* GIVEN INSTRUCTION *
Search the material for the string "index" and copy each line where it occurs.

--- BEGIN STORED DATA ---

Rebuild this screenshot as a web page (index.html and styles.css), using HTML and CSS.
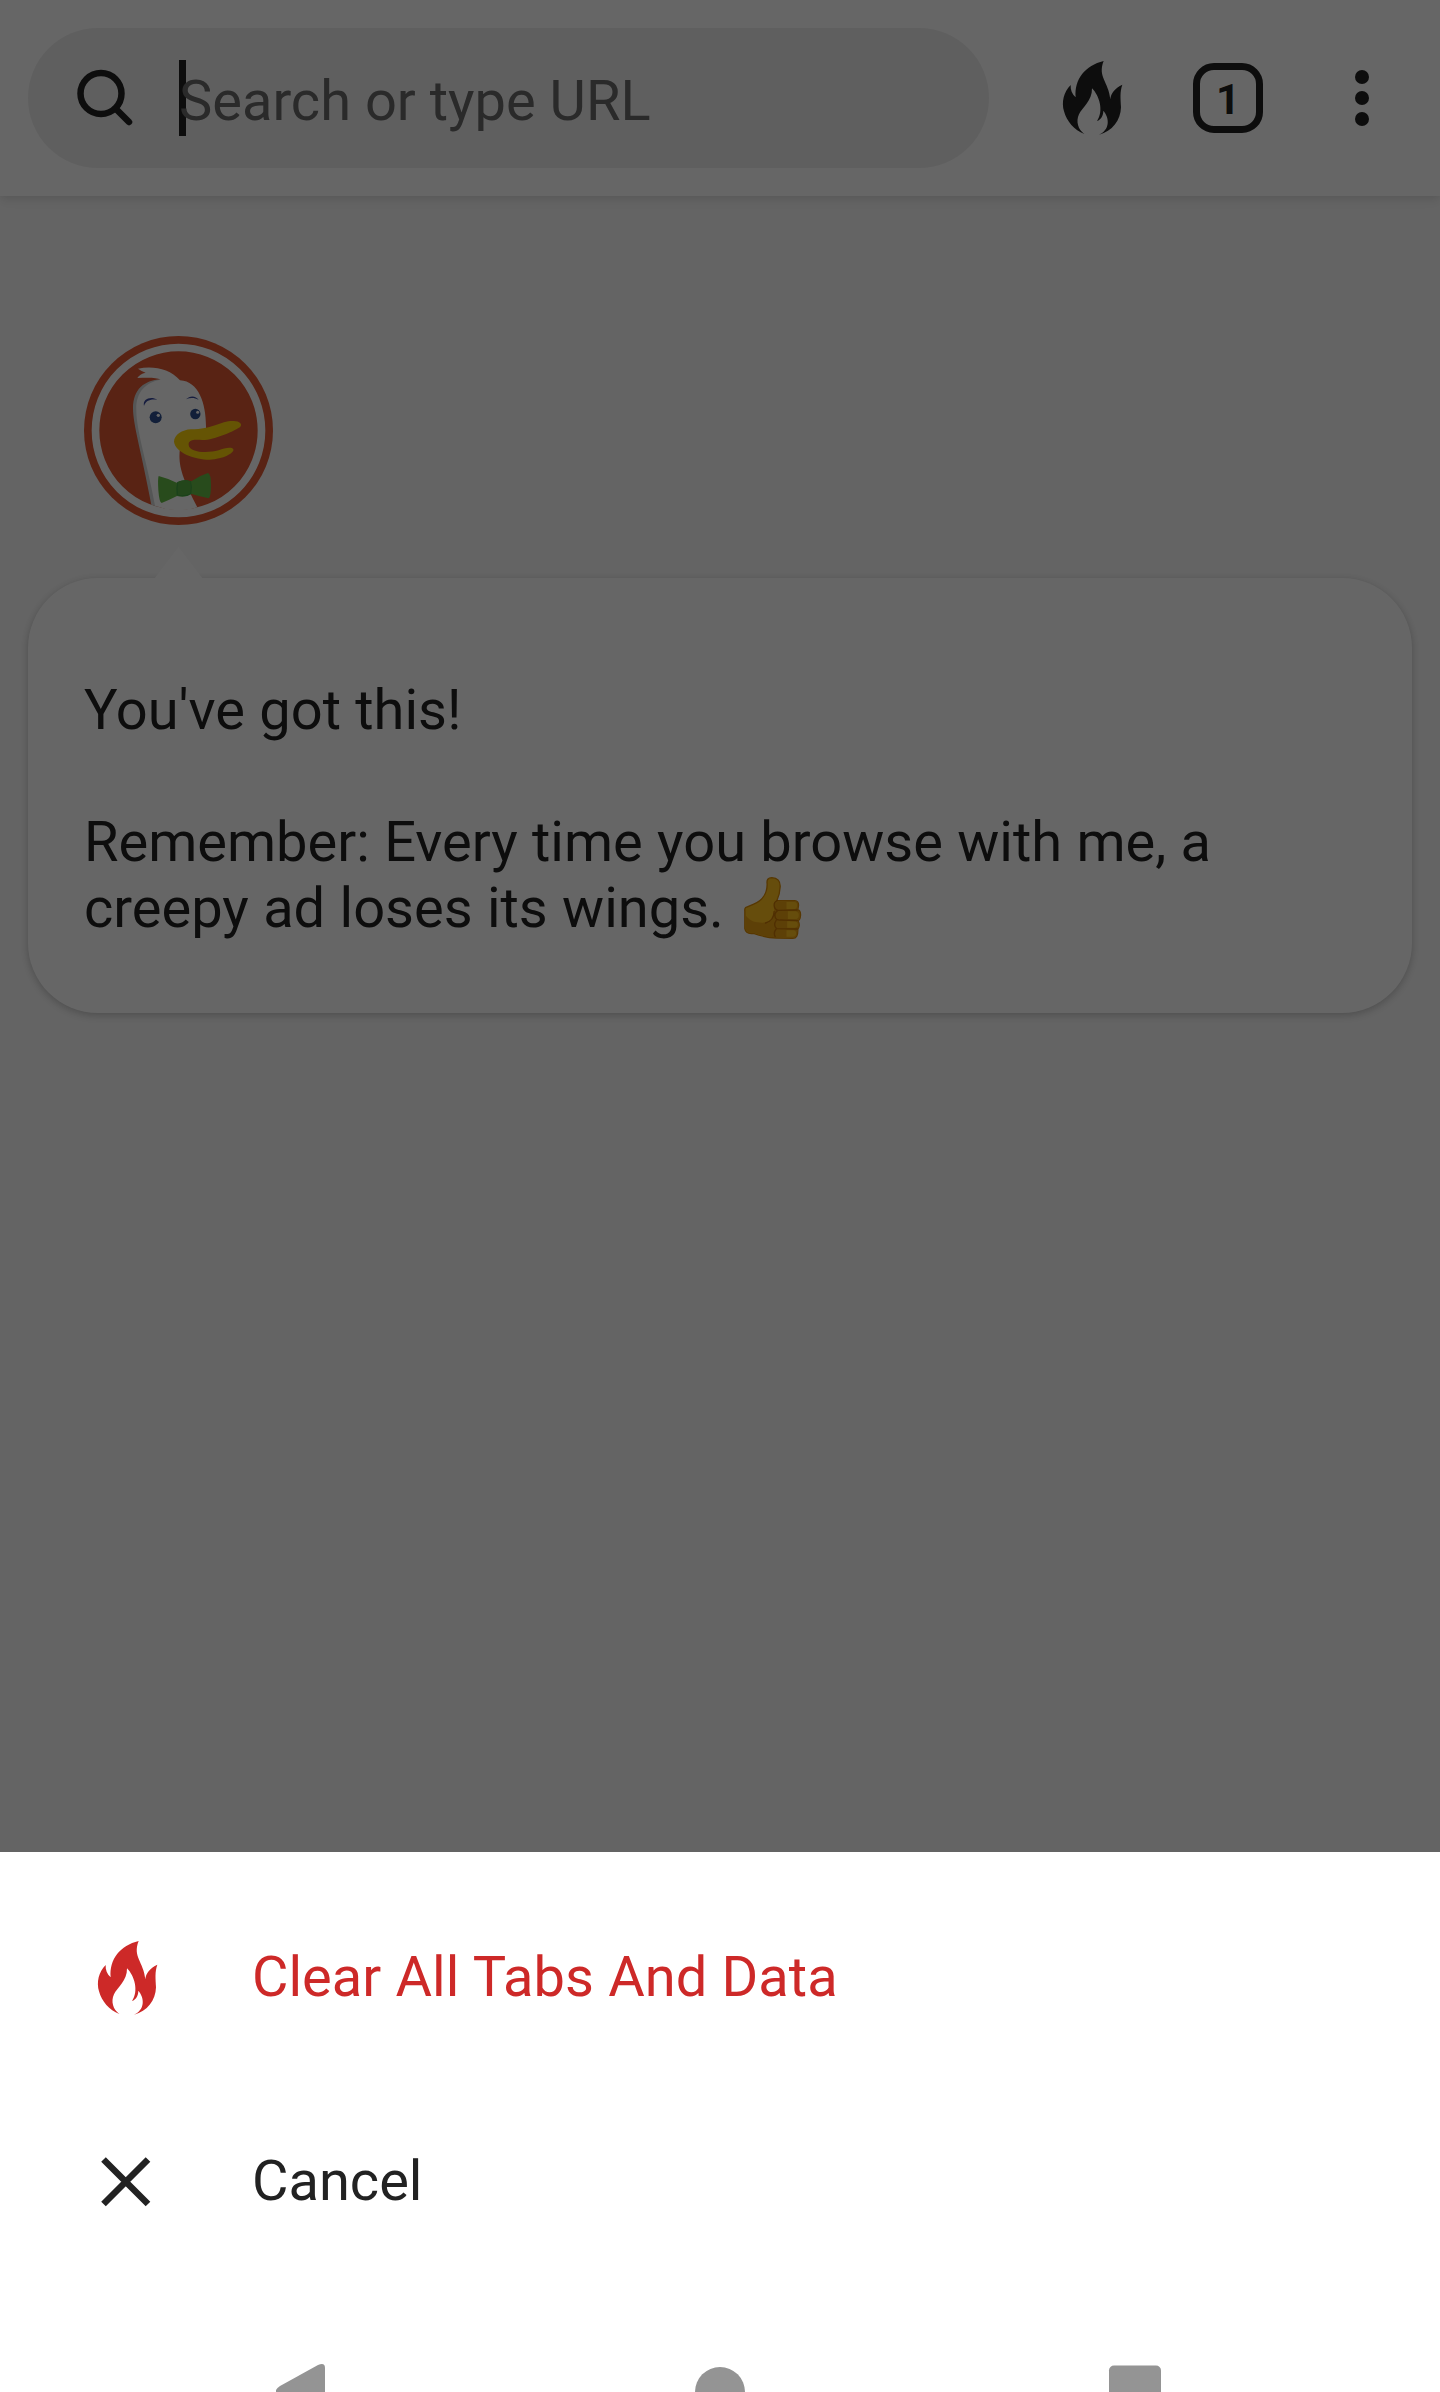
FILE: index.html
```html
<!DOCTYPE html>
<html lang="en">
<head>
<meta charset="utf-8">
<title>New Tab</title>
<link rel="stylesheet" href="styles.css">
</head>
<body>
<svg class="defs" aria-hidden="true">
  <symbol id="fire" viewBox="270 168 252 252">
    <path fill="currentColor" d="M431 183C376 196 342 238 347 292C336 282 331 269 332 255C311 275 304 307 312 334C320 364 343 391 373 402C354 389 347 364 357 343C366 323 397 303 396 265C418 287 432 333 411 363C423 359 430 347 430 332C450 355 449 390 417 404C457 395 482 360 483 322C482 296 479 276 487 254C466 263 452 280 451 298C446 245 412 231 431 183Z"/>
  </symbol>
</svg>
<div class="screen">
  <div class="browser">
    <header class="toolbar">
      <div class="search">
        <svg class="search-icon" viewBox="0 0 60 60"><circle cx="26" cy="25.500" r="20.500"/><path d="M40.500 40.500L54 54"/></svg>
        <span class="caret"></span>
        <span class="hint">Search or type URL</span>
      </div>
      <svg class="tool fire"><use href="#fire"/></svg>
      <div class="tabs">1</div>
      <svg class="menu" viewBox="0 0 14 56"><circle cx="7" cy="7" r="7"/><circle cx="7" cy="28" r="7"/><circle cx="7" cy="49" r="7"/></svg>
    </header>
    <main class="content">
      <svg class="logo" viewBox="72 48 567 567">
        <circle cx="355.500" cy="331.500" r="283.500" fill="#de5833"/>
        <circle cx="355.500" cy="331.500" r="249" fill="#de5833" stroke="#fff" stroke-width="23"/>
        <path fill="#d5d7d8" d="M302 178C252 182 220 207 219 265C219 314 244 395 274 554L292 560L330 210Z"/>
        <path fill="#fff" d="M302 179C290 172 263 173 232 174Q239 162 257 158Q245 154 234 146C282 137 329 147 360 181C418 184 439 254 438 325L360 385C353 438 368 475 412 562Q350 582 285 557C264 438 229 335 229 271C227 218 255 187 302 179Z"/>
        <circle cx="287" cy="292" r="18" fill="#2d4f8e"/><circle cx="295" cy="286" r="5" fill="#fff"/>
        <circle cx="406" cy="282" r="15.500" fill="#2d4f8e"/><circle cx="413" cy="277" r="4.500" fill="#fff"/>
        <path fill="#394a9f" d="M252 258C247 237 272 228 292 239C270 236 257 242 252 258ZM378 238C390 225 408 227 416 240C402 232 391 233 378 238Z"/>
        <path fill="#fdd20a" d="M342 365C342 345 367 329 393 328C457 328 480 303 519 303C538 302 548 312 541 320C529 331 459 361 427 360C397 357 385 361 386 374C386 398 443 400 476 391C494 384 515 380 520 388C524 399 489 418 449 419C405 419 346 398 342 365Z"/>
        <path fill="#65bc46" d="M296 468Q326 476 350 488Q369 477 394 484Q417 467 444 459Q453 462 453 495Q453 532 446 535Q421 530 395 522Q376 534 351 528Q327 540 305 549Q298 549 295 511Q293 474 296 468Z"/>
        <path fill="#43a244" d="M352 486Q372 476 393 484Q398 502 394 521Q376 534 350 526Q346 505 352 486Z"/>
        <path fill="#57b045" d="M355 486Q373 477 391 484Q394 502 391 520Q376 529 354 524Q351 505 355 486Z"/>
      </svg>
      <section class="bubble">
        <p>You've got this!</p>
        <p>Remember: Every time you browse with me, a creepy ad loses its wings. <svg class="thumb" viewBox="70 48 176 192">
          <path fill="#ffc01e" stroke="#d98b05" stroke-width="4" stroke-linejoin="round" d="M77 143L100 133C127 123 142 100 142 72Q139 53 156 53Q182 54 181 80Q180 103 171 122H225Q237 123 236 137L234 149Q243 153 242 166Q241 179 235 182Q242 197 234 208Q235 235 219 235L169 234Q137 233 101 220Q78 223 75 206V153Q74 146 77 143Z"/>
          <path fill="#e9a013" d="M77 166C98 193 120 187 145 188C161 180 164 160 164 132Q171 121 183 124H224Q235 126 235 138L233 150Q241 156 240 167Q240 179 232 182Q240 195 233 207Q233 233 219 233L170 232Q137 231 101 218Q79 221 77 205Z"/>
          <path fill="#ffc01e" d="M200 126H224Q233 127 232 138Q231 147 222 148H200ZM204 154H228Q238 157 237 167Q236 177 226 177H204ZM202 184H226Q235 187 234 195Q233 203 224 203H202ZM200 211H222Q230 213 229 221Q228 230 219 230H200Z"/>
          <path fill="none" stroke="#c87605" stroke-width="4" stroke-linecap="round" stroke-linejoin="round" d="M172 122Q162 126 163 137Q164 149 174 151L232 150M174 151Q161 160 167 174Q170 181 182 180L233 182M169 181Q159 196 171 206L233 207M169 207Q160 218 166 230M163 154Q162 183 137 189"/>
        </svg></p>
      </section>
    </main>
    <div class="scrim"></div>
  </div>
  <div class="sheet">
    <div class="action danger"><svg class="action-icon"><use href="#fire"/></svg><span>Clear All Tabs And Data</span></div>
    <div class="action"><svg class="action-icon" viewBox="0 0 84 84"><path d="M18.500 19.500L63 64M63 19.500L18.500 64" fill="none" stroke="currentColor" stroke-width="6.500"/></svg><span>Cancel</span></div>
    <svg class="nav" viewBox="0 0 1440 32"><g fill="#949494"><path d="M276 32V30Q277 28 280 26L318 5Q325 2 325 8V32Z"/><circle cx="720" cy="32" r="25"/><rect x="1109" y="5.600" width="52" height="52" rx="5"/></g></svg>
  </div>
</div>
</body>
</html>
```
FILE: styles.css
```css
* { box-sizing: border-box; }
body { margin: 0; font: 400 56px/66px Roboto, sans-serif; color: #222; }
p { margin: 0; }
.defs { position: absolute; width: 0; height: 0; }
.screen { width: 1440px; height: 2392px; display: flex; flex-direction: column; overflow: hidden; background: #fff; }
.browser { position: relative; flex: 1; background: #fafafa; }
.scrim { position: absolute; inset: 0; background: rgba(0, 0, 0, .6); }
.toolbar { height: 196px; padding: 0 71px 0 28px; display: flex; align-items: center; background: #fff; box-shadow: 0 2px 8px rgba(0, 0, 0, .09), 0 5px 14px rgba(0, 0, 0, .05); }
.search { width: 961px; height: 140px; border-radius: 70px; background: #eee; display: flex; align-items: center; padding-left: 47px; }
.search-icon { width: 60px; height: 60px; fill: none; stroke: #222; stroke-width: 6.5; stroke-linecap: round; }
.caret { width: 7px; height: 76px; margin-left: 44px; background: #222; }
.hint { margin-left: -7px; padding-top: 6px; color: #696969; }
.tool { width: 84px; height: 84px; }
.fire { margin-left: 61px; }
.tabs { width: 70px; height: 70px; margin-left: 59px; border: 7px solid #222; border-radius: 21px; font-size: 42px; font-weight: 700; line-height: 59px; text-align: center; }
.menu { width: 14px; height: 56px; margin-left: auto; margin-right: 0; fill: #222; }
.content { padding: 140px 28px 0; }
.logo { display: block; width: 189px; height: 189px; margin-left: 56px; }
.bubble { position: relative; height: 435px; margin-top: 53px; padding: 99px 56px 0; border-radius: 70px; background: #fff; word-spacing: .45px; box-shadow: 0 2px 7px rgba(0, 0, 0, .18), 0 3px 14px rgba(0, 0, 0, .06); }
.bubble::before { content: ""; position: absolute; left: 126px; top: -31px; width: 49px; height: 32px; background: #fff; clip-path: polygon(50% 0, 100% 100%, 0 100%); }
.bubble p + p { margin-top: 66px; }
.thumb { display: inline-block; width: 59px; height: 64px; margin: 0 0 -13px 5px; vertical-align: baseline; }
.sheet { height: 540px; padding-top: 24px; display: flex; flex-direction: column; background: #fff; }
.action { height: 204px; padding-left: 85px; display: flex; align-items: center; }
.action span { margin-left: 83px; padding-bottom: 2px; word-spacing: .5px; }
.action-icon { width: 84px; height: 84px; }
.danger { color: #cd2928; }
.nav { width: 1440px; height: 32px; margin-top: auto; }
```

--- END STORED DATA ---

* EXERCISE ANSWER *
Rebuild this screenshot as a web page (index.html and styles.css), using HTML and CSS.
FILE: index.html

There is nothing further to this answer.